WHAT TO WORK ON →
Pictures stay out. Extract the lines below from the first one through the line with "done = false;", both included.

[Start of AVAILABLE DATA]

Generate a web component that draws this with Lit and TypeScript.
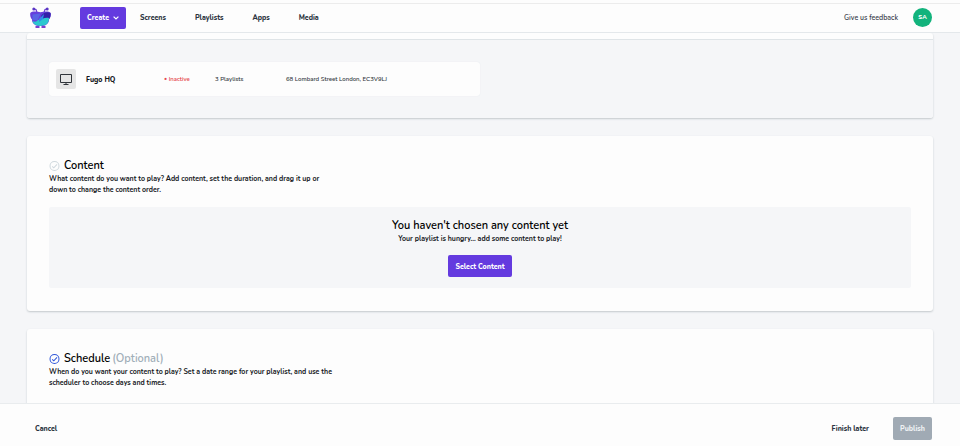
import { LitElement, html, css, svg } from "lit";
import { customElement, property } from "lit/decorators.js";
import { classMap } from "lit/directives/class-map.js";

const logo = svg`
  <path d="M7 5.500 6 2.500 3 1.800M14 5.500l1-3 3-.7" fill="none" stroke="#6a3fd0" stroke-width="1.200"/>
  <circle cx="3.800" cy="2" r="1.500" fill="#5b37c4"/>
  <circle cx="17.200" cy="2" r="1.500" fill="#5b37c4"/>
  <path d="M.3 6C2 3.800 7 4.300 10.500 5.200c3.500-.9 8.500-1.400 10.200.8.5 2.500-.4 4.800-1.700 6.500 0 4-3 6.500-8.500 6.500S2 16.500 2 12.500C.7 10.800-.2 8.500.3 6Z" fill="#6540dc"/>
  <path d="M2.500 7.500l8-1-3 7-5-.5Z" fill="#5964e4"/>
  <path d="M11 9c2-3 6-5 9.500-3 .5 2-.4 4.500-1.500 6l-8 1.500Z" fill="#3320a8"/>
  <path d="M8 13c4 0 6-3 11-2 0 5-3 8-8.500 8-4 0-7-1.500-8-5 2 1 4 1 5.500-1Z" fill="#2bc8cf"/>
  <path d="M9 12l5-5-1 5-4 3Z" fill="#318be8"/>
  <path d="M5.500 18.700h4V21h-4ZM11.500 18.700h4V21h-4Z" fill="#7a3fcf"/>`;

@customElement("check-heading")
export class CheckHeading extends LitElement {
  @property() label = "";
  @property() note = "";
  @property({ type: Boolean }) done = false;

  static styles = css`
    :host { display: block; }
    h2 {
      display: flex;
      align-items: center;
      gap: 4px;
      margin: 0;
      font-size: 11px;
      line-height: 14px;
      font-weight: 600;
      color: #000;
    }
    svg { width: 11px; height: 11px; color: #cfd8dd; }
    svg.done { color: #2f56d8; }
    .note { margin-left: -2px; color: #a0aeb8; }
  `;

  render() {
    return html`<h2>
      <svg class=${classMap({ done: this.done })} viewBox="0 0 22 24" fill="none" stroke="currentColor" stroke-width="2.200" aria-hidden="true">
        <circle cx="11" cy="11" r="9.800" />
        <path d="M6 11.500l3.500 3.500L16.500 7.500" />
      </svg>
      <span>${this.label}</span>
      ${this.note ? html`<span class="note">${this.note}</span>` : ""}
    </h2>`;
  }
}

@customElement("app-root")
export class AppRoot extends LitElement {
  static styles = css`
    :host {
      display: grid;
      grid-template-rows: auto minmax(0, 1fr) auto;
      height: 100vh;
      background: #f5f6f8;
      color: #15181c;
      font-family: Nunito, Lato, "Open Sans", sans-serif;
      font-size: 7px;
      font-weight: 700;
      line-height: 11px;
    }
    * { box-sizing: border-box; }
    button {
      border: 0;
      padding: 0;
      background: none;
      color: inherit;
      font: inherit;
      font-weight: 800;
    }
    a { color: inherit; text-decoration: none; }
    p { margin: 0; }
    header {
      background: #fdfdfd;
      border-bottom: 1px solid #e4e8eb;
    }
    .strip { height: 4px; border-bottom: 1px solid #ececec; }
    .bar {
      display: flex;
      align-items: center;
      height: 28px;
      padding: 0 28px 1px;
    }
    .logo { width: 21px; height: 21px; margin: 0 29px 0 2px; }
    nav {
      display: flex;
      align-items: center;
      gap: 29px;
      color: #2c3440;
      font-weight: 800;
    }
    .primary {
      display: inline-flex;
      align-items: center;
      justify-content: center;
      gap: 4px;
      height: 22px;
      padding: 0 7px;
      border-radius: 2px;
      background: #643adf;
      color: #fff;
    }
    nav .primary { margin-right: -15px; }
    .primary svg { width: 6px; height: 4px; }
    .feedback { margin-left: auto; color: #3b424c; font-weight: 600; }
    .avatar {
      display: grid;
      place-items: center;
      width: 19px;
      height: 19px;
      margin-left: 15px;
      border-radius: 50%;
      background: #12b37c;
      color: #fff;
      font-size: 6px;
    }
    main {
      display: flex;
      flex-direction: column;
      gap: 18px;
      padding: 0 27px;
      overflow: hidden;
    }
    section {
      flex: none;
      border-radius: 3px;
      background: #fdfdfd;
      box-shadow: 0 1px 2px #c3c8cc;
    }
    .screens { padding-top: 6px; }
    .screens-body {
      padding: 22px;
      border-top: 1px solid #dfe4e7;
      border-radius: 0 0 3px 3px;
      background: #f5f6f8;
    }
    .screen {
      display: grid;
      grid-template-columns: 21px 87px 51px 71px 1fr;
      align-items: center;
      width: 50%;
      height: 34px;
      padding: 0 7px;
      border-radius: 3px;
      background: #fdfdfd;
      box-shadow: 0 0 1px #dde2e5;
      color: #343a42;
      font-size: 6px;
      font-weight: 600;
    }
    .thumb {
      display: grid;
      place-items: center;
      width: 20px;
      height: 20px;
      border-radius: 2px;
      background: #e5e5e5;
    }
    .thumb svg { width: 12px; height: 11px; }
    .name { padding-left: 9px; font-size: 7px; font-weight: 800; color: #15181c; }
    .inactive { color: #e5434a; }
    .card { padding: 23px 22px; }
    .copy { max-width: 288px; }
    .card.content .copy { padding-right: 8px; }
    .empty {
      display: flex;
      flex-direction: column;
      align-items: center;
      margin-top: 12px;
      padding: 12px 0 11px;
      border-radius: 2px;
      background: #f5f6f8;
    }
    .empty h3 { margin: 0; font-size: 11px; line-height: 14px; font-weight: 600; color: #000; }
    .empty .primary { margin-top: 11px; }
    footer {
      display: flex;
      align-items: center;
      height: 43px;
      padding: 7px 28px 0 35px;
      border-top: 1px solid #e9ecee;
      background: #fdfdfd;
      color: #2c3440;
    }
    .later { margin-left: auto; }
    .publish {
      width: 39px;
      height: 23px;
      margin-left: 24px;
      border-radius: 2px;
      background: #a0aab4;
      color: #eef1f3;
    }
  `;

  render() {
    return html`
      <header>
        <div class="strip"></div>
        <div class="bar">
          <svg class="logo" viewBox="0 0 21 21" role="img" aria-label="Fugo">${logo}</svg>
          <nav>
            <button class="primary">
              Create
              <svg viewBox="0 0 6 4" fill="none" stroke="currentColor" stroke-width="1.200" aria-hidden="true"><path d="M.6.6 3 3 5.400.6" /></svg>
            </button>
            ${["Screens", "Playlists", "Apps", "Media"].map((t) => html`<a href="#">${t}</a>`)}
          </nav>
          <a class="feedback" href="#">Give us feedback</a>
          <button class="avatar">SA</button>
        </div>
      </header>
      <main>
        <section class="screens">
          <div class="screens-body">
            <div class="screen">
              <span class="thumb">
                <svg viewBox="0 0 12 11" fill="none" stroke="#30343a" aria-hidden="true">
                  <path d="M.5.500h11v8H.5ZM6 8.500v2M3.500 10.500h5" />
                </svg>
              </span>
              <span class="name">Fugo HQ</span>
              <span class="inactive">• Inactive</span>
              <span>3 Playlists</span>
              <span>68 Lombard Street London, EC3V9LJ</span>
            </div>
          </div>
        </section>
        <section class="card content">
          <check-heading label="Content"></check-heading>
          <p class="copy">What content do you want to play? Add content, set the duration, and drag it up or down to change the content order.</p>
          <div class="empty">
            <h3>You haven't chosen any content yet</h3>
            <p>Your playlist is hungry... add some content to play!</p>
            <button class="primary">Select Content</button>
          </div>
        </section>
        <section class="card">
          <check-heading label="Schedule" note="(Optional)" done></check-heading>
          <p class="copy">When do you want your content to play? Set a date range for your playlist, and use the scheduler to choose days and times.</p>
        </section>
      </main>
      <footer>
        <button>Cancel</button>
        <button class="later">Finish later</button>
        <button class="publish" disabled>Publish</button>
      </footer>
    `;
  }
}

[End of AVAILABLE DATA]

ANSWER IN FULL →
Generate a web component that draws this with Lit and TypeScript.
import { LitElement, html, css, svg } from "lit";
import { customElement, property } from "lit/decorators.js";
import { classMap } from "lit/directives/class-map.js";

const logo = svg`
  <path d="M7 5.500 6 2.500 3 1.800M14 5.500l1-3 3-.7" fill="none" stroke="#6a3fd0" stroke-width="1.200"/>
  <circle cx="3.800" cy="2" r="1.500" fill="#5b37c4"/>
  <circle cx="17.200" cy="2" r="1.500" fill="#5b37c4"/>
  <path d="M.3 6C2 3.800 7 4.300 10.500 5.200c3.500-.9 8.500-1.400 10.200.8.5 2.500-.4 4.800-1.700 6.500 0 4-3 6.500-8.500 6.500S2 16.500 2 12.500C.7 10.800-.2 8.500.3 6Z" fill="#6540dc"/>
  <path d="M2.500 7.500l8-1-3 7-5-.5Z" fill="#5964e4"/>
  <path d="M11 9c2-3 6-5 9.500-3 .5 2-.4 4.500-1.500 6l-8 1.500Z" fill="#3320a8"/>
  <path d="M8 13c4 0 6-3 11-2 0 5-3 8-8.500 8-4 0-7-1.500-8-5 2 1 4 1 5.500-1Z" fill="#2bc8cf"/>
  <path d="M9 12l5-5-1 5-4 3Z" fill="#318be8"/>
  <path d="M5.500 18.700h4V21h-4ZM11.500 18.700h4V21h-4Z" fill="#7a3fcf"/>`;

@customElement("check-heading")
export class CheckHeading extends LitElement {
  @property() label = "";
  @property() note = "";
  @property({ type: Boolean }) done = false;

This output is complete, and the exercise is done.